As subchapter V, a provision in the bankruptcy code that offers small businesses a faster and cheaper route to debt restructuring, sets to expire soon, a surge of bankruptcies is being filed to beat the deadline.
In “Small-Business Bankruptcies Surge Ahead of Potential Law Change,” the Wall Street Journal looks at the provision that went into effect in 2020 as part of the Small Business Reorganization Act, allowing companies with less than $7.5 million in debt to file for bankruptcy. Originally, the threshold was $2.7 million in debt, but Congress authorized the temporary increase in response to the economic distress caused by the COVID-19 pandemic.
The higher cap on these filings is due to sunset on June 21, when the limit could go back to the lower number, adjusted for inflation, unless Congress takes action.
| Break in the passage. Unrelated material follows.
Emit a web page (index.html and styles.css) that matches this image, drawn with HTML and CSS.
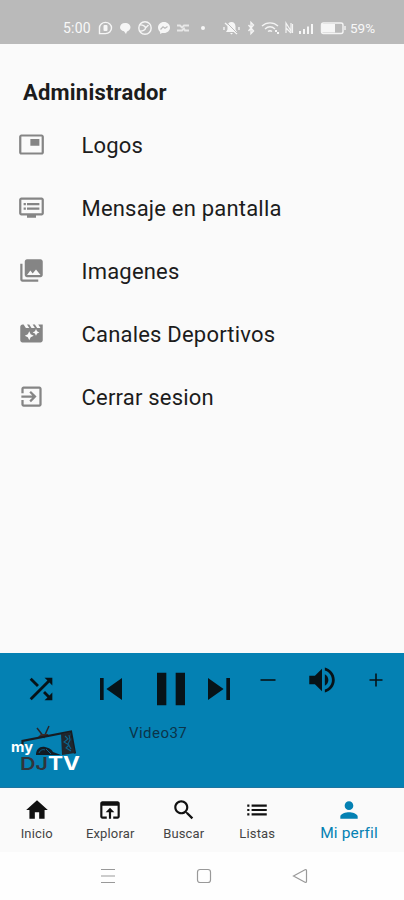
FILE: index.html
```html
<!DOCTYPE html>
<html lang="es">
<head>
    <meta charset="UTF-8">
    <meta name="viewport" content="width=device-width, initial-scale=1.0">
    <title>My DJ TV</title>
    <link rel="stylesheet" href="styles.css">
</head>
<body>
<div id="app">
    <header class="status">
        <span class="time">5:00</span>
        <svg class="left-icons" width="108" height="16" viewBox="0 0 108 16">
            <g fill="none" stroke="#f6f6f6" stroke-width="1.4">
                <path d="M2.500 13.500V8a6 5.600 0 1 1 6 5.600z"/>
                <circle cx="48" cy="8" r="6.200"/>
                <path d="M42.500 5c3-.5 6 1 6 3s-3 3.500-6 3M48.500 8l3-3"/>
                <path d="M80 5.500h3l2 2 2-2h5M80 10.500h5l2-2 1 2h4" stroke-width="1.800" opacity=".75"/>
            </g>
            <g fill="#f6f6f6">
                <rect x="6.500" y="5" width="4" height="6" rx="1"/>
                <path d="M28 3c3.500 0 5.500 2 5.500 4.300S31.500 11 30 11.500L29 14l-2-2.700c-2.500-.4-4-2-4-4C23 5 25 3 28 3z"/>
                <path d="M67 2c-3.600 0-6 2.500-6 5.600 0 1.800.8 3.300 2.100 4.300V14l2-1.100c.6.2 1.200.2 1.900.2 3.500 0 6-2.400 6-5.500S70.500 2 67 2z"/>
                <circle cx="106" cy="8" r="2"/>
            </g>
            <path d="M63.500 9.500l2.500-2.700 2 1.500 2.500-1.700" fill="none" stroke="#bababa" stroke-width="1.200"/>
        </svg>
        <svg class="right-icons" width="124" height="16" viewBox="0 0 124 16">
            <g fill="none" stroke="#f4f4f4" stroke-width="1.400">
                <path d="M2 3l12 11M1 7v3M16 7v3"/>
                <path d="M25.500 5l5 6-2.500 2.500v-11L30.500 5l-5 6"/>
                <path d="M39 6c4.500-4.200 11.500-4.200 16 0M42 9c3-2.600 7-2.600 10 0M45 11.500c1.200-1 2.800-1 4 0"/>
                <path d="M63 13V3l5 8V3M69.500 4v9M63 8l5 5" stroke-width="1.200"/>
                <rect x="98.500" y="3" width="21.500" height="10.500" rx="2"/>
                <path d="M122 6v4"/>
            </g>
            <g fill="#f6f6f6">
                <path d="M8.500 2C6 2 4.500 4 4.500 6.500v3L3 12h11l-1.500-2.500v-3C12.500 4 11 2 8.500 2zM7 13h3l-1.500 1.500z"/>
                <path d="M52 10h2v2h-2zM54 12h2v2h-2z"/>
                <path d="M76 11h2v3h-2zM80 9h2v5h-2zM84 6.500h2V14h-2zM88 4h2v10h-2z"/>
                <path d="M99 4h13v8.500H99z"/>
            </g>
            <path d="M4 3l10 10" stroke="#bababa" stroke-width="1"/>
        </svg>
        <span class="battery">59%</span>
    </header>

    <main class="content">
        <h1>Administrador</h1>
        <ul class="menu">
            <li>
                <svg viewBox="0 0 24 24"><path d="M19 7h-8v6h8V7zm2-4H3c-1.100 0-2 .9-2 2v14c0 1.100.9 1.980 2 1.980h18c1.100 0 2-.88 2-1.980V5c0-1.100-.9-2-2-2zm0 16.010H3V4.980h18v14.030z"/></svg>
                <span>Logos</span>
            </li>
            <li>
                <svg viewBox="0 0 24 24"><path d="M21 3H3c-1.100 0-2 .9-2 2v12c0 1.100.9 2 2 2h5v2h8v-2h5c1.100 0 1.990-.9 1.990-2L23 5c0-1.100-.9-2-2-2zm0 14H3V5h18v12zm-2-9H8v2h11V8zm0 4H8v2h11v-2zM7 8H5v2h2V8zm0 4H5v2h2v-2z"/></svg>
                <span>Mensaje en pantalla</span>
            </li>
            <li>
                <svg viewBox="0 0 24 24"><path d="M22 16V4c0-1.100-.9-2-2-2H8c-1.100 0-2 .9-2 2v12c0 1.100.9 2 2 2h12c1.100 0 2-.9 2-2zm-11-4l2.030 2.710L16 11l4 5H8l3-4zM2 6v14c0 1.100.9 2 2 2h14v-2H4V6H2z"/></svg>
                <span>Imagenes</span>
            </li>
            <li>
                <svg viewBox="0 0 24 24"><path d="M18 4l2 3h-3l-2-3h-2l2 3h-3l-2-3H8l2 3H7L5 4H4c-1.100 0-1.990.9-1.990 2L2 18c0 1.100.9 2 2 2h16c1.100 0 2-.9 2-2V4h-4zm-6.750 11.250L10 18l-1.250-2.750L6 14l2.750-1.250L10 10l1.250 2.750L14 14l-2.750 1.250zm5.690-3.310L16 14l-.94-2.060L13 11l2.060-.94L16 8l.94 2.060L19 11l-2.060.94z"/></svg>
                <span>Canales Deportivos</span>
            </li>
            <li>
                <svg viewBox="0 0 24 24"><path d="M10.090 15.590L11.500 17l5-5-5-5-1.410 1.410L12.670 11H3v2h9.670l-2.580 2.590zM19 3H5c-1.110 0-2 .9-2 2v4h2V5h14v14H5v-4H3v4c0 1.100.89 2 2 2h14c1.100 0 2-.9 2-2V5c0-1.100-.9-2-2-2z"/></svg>
                <span>Cerrar sesion</span>
            </li>
        </ul>
    </main>

    <section class="player">
        <div class="controls">
            <svg width="34" height="34" viewBox="0 0 24 24"><path d="M10.590 9.170L5.410 4 4 5.410l5.170 5.170 1.420-1.410zM14.500 4l2.040 2.040L4 18.590 5.410 20 17.960 7.460 20 9.500V4h-5.500zm.33 9.410l-1.410 1.410 3.130 3.130L14.500 20H20v-5.500l-2.040 2.040-3.130-3.130z"/></svg>
            <svg width="44" height="44" viewBox="0 0 24 24"><path d="M6 6h2v12H6zm3.500 6l8.500 6V6z"/></svg>
            <svg width="56" height="56" viewBox="0 0 24 24"><path d="M6 19h4V5H6v14zm8-14v14h4V5h-4z"/></svg>
            <svg width="44" height="44" viewBox="0 0 24 24"><path d="M6 18l8.500-6L6 6v12zM16 6v12h2V6h-2z"/></svg>
            <svg class="volume" width="16" height="16" viewBox="0 0 16 16"><path d="M.5 7.200h15v1.600H.5z"/></svg>
            <svg class="volume" width="34" height="34" viewBox="0 0 24 24"><path d="M3 9v6h4l5 5V4L7 9H3zm13.500 3c0-1.770-1.020-3.290-2.500-4.030v8.050c1.480-.73 2.500-2.250 2.500-4.020zM14 3.230v2.060c2.890.86 5 3.540 5 6.710s-2.110 5.850-5 6.710v2.060c4.010-.91 7-4.490 7-8.770s-2.990-7.860-7-8.770z"/></svg>
            <svg class="volume" width="16" height="16" viewBox="0 0 16 16"><path d="M1.500 7.200h5.700V1.500h1.600v5.700h5.700v1.600H8.800v5.700H7.200V8.800H1.500z"/></svg>
        </div>
        <div class="playing">
            <svg class="logo" width="72" height="50" viewBox="0 0 72 50">
                <path d="M26 3l7 9 5-11" fill="none" stroke="#26262b" stroke-width="1.500"/>
                <path d="M27 12l3-3h7l1 3z" fill="#392b2b"/>
                <path d="M11.500 21v-5L60 6.500l4 22" fill="none" stroke="#171c22" stroke-width="2.200"/>
                <path d="M50 9l9-2 5 21-13 2z" fill="#20272e"/>
                <path d="M54 11l3 3-4 3 5 3-3 3 5 3M58 10l1 5-2 4 3 5" fill="none" stroke="#0b6690" stroke-width="1.100"/>
                <path d="M25 30c0-6 4-9 9-8s7 3 8 5l8 3z" fill="#121a22"/>
                <path d="M28 28c1-3 4-4 6-3M35 24l5 5" fill="none" stroke="#09618c" stroke-width="1"/>
                <text class="logo-my" x="0" y="27" textLength="22" lengthAdjust="spacingAndGlyphs">my</text>
                <text class="logo-dj" x="9" y="45" textLength="28" lengthAdjust="spacingAndGlyphs">DJ</text>
                <text class="logo-tv" x="37" y="45" textLength="32" lengthAdjust="spacingAndGlyphs">TV</text>
            </svg>
            <span class="track">Video37</span>
        </div>
    </section>

    <nav class="tabs">
        <a>
            <svg viewBox="0 0 24 24"><path d="M10 20v-6h4v6h5v-8h3L12 3 2 12h3v8z"/></svg>
            <span>Inicio</span>
        </a>
        <a>
            <svg viewBox="0 0 24 24"><path d="M19 4H5c-1.110 0-2 .9-2 2v12c0 1.100.89 2 2 2h4v-2H5V8h14v10h-4v2h4c1.100 0 2-.9 2-2V6c0-1.100-.89-2-2-2zm-7 6l-4 4h3v6h2v-6h3l-4-4z"/></svg>
            <span>Explorar</span>
        </a>
        <a>
            <svg viewBox="0 0 24 24"><path d="M15.500 14h-.79l-.28-.27C15.410 12.590 16 11.110 16 9.500 16 5.910 13.090 3 9.500 3S3 5.910 3 9.500 5.910 16 9.500 16c1.610 0 3.090-.59 4.230-1.570l.27.28v.79l5 4.990L20.490 19l-4.990-5zm-6 0C7.010 14 5 11.990 5 9.500S7.010 5 9.500 5 14 7.010 14 9.500 11.990 14 9.500 14z"/></svg>
            <span>Buscar</span>
        </a>
        <a>
            <svg viewBox="0 0 24 24"><path d="M3 13h2v-2H3v2zm0 4h2v-2H3v2zm0-8h2V7H3v2zm4 4h14v-2H7v2zm0 4h14v-2H7v2zM7 7v2h14V7H7z"/></svg>
            <span>Listas</span>
        </a>
        <a class="active">
            <svg viewBox="0 0 24 24"><path d="M12 12c2.210 0 4-1.790 4-4s-1.790-4-4-4-4 1.790-4 4 1.790 4 4 4zm0 2c-2.670 0-8 1.340-8 4v2h16v-2c0-2.660-5.330-4-8-4z"/></svg>
            <span>Mi perfil</span>
        </a>
    </nav>

    <footer class="system">
        <svg viewBox="0 0 16 16"><path d="M1 1.500h14M1 8h14M1 14.500h14"/></svg>
        <svg viewBox="0 0 16 16"><rect x="1.500" y="1.500" width="13" height="13" rx="2.500"/></svg>
        <svg viewBox="0 0 16 16"><path d="M1.500 8L13 1.800q1.500-.5 1.500 1v10.400q0 1.500-1.500 1z"/></svg>
    </footer>
</div>
</body>
</html>
```
FILE: styles.css
```css
body {
    margin: 0;
    font-family: Roboto, "Liberation Sans", sans-serif;
    color: #1c1c1c;
    background: #fafafa;
}
ul {
    margin: 0;
    padding: 0;
    list-style: none;
}
svg {
    display: block;
    flex: none;
}
#app {
    display: flex;
    flex-direction: column;
    height: 900px;
    overflow: hidden;
}
.status {
    display: flex;
    align-items: center;
    box-sizing: border-box;
    height: 44px;
    padding: 11px 0 0 63px;
    background: #bababa;
    color: #f8f8f8;
    font-size: 14px;
}
.time {
    width: 34px;
    letter-spacing: .2px;
}
.right-icons {
    margin-left: 18px;
}
.battery {
    margin-left: 3px;
    font-size: 13.5px;
}
.content {
    flex: 1;
}
h1 {
    margin: 34px 0 5px 23px;
    font-size: 22px;
    line-height: 30px;
    font-weight: 700;
    letter-spacing: .2px;
}
.menu li {
    display: flex;
    align-items: center;
    height: 63px;
    padding-left: 18px;
    font-size: 22px;
    letter-spacing: .2px;
}
.menu svg {
    width: 27px;
    height: 27px;
    margin-right: 36.5px;
    fill: #858585;
}
.menu span {
    padding-top: 1px;
}
.player {
    box-sizing: border-box;
    height: 135px;
    background: #0481b3;
    border-bottom: 1px solid #1d75a0;
    fill: #071318;
}
.controls {
    display: grid;
    grid-template-columns: 81px 60px 60px 36px 62px 46px 61px;
    justify-items: center;
    align-items: center;
    height: 72px;
}
.controls .volume {
    margin-bottom: 18px;
}
.playing {
    display: flex;
    align-items: flex-start;
    padding-left: 11px;
}
.track {
    margin-left: 46px;
    font-size: 15px;
    line-height: 17px;
    letter-spacing: .45px;
    color: #0b344a;
}
.logo {
    font-family: Inter, sans-serif;
    font-weight: 700;
}
.logo-my {
    font-size: 14px;
    fill: #fff;
}
.logo-dj {
    font-size: 17.5px;
    font-weight: 600;
    fill: #30343a;
}
.logo-tv {
    font-size: 19px;
    fill: #fff;
}
.tabs {
    display: grid;
    grid-template-columns: repeat(4, 73.5px) 110px;
    height: 64px;
    background: #fafafa;
}
.tabs a {
    display: flex;
    flex-direction: column;
    align-items: center;
    padding-top: 9px;
    font-size: 13px;
    line-height: 20px;
    letter-spacing: .15px;
    color: #444;
}
.tabs svg {
    width: 26px;
    height: 26px;
    margin-bottom: 1px;
    fill: #111;
}
.tabs .active {
    font-size: 15.5px;
    line-height: 18px;
    color: #0481b3;
}
.tabs .active svg {
    fill: #0481b3;
}
.system {
    display: flex;
    align-items: center;
    justify-content: center;
    gap: 80px;
    height: 48px;
    padding-left: 4px;
    background: #fefefe;
}
.system svg {
    width: 16px;
    height: 16px;
    fill: none;
    stroke: #999;
    stroke-width: 1.2;
}
```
Aware of the narrowing window, as many as 213 small businesses filed for chapter 11 bankruptcy in the U.S. in February, a 78% increase compared with the same month a year ago, according to bankruptcy data provider Epiq.
Advocates who argue the debt limit should stay at $7.5 million highlight the expedited process and greater control retained by business owners, while critics argue that it disproportionately benefits businesses at the expense of creditors, prompting calls for reforms to restore fairness in bankruptcy proceedings.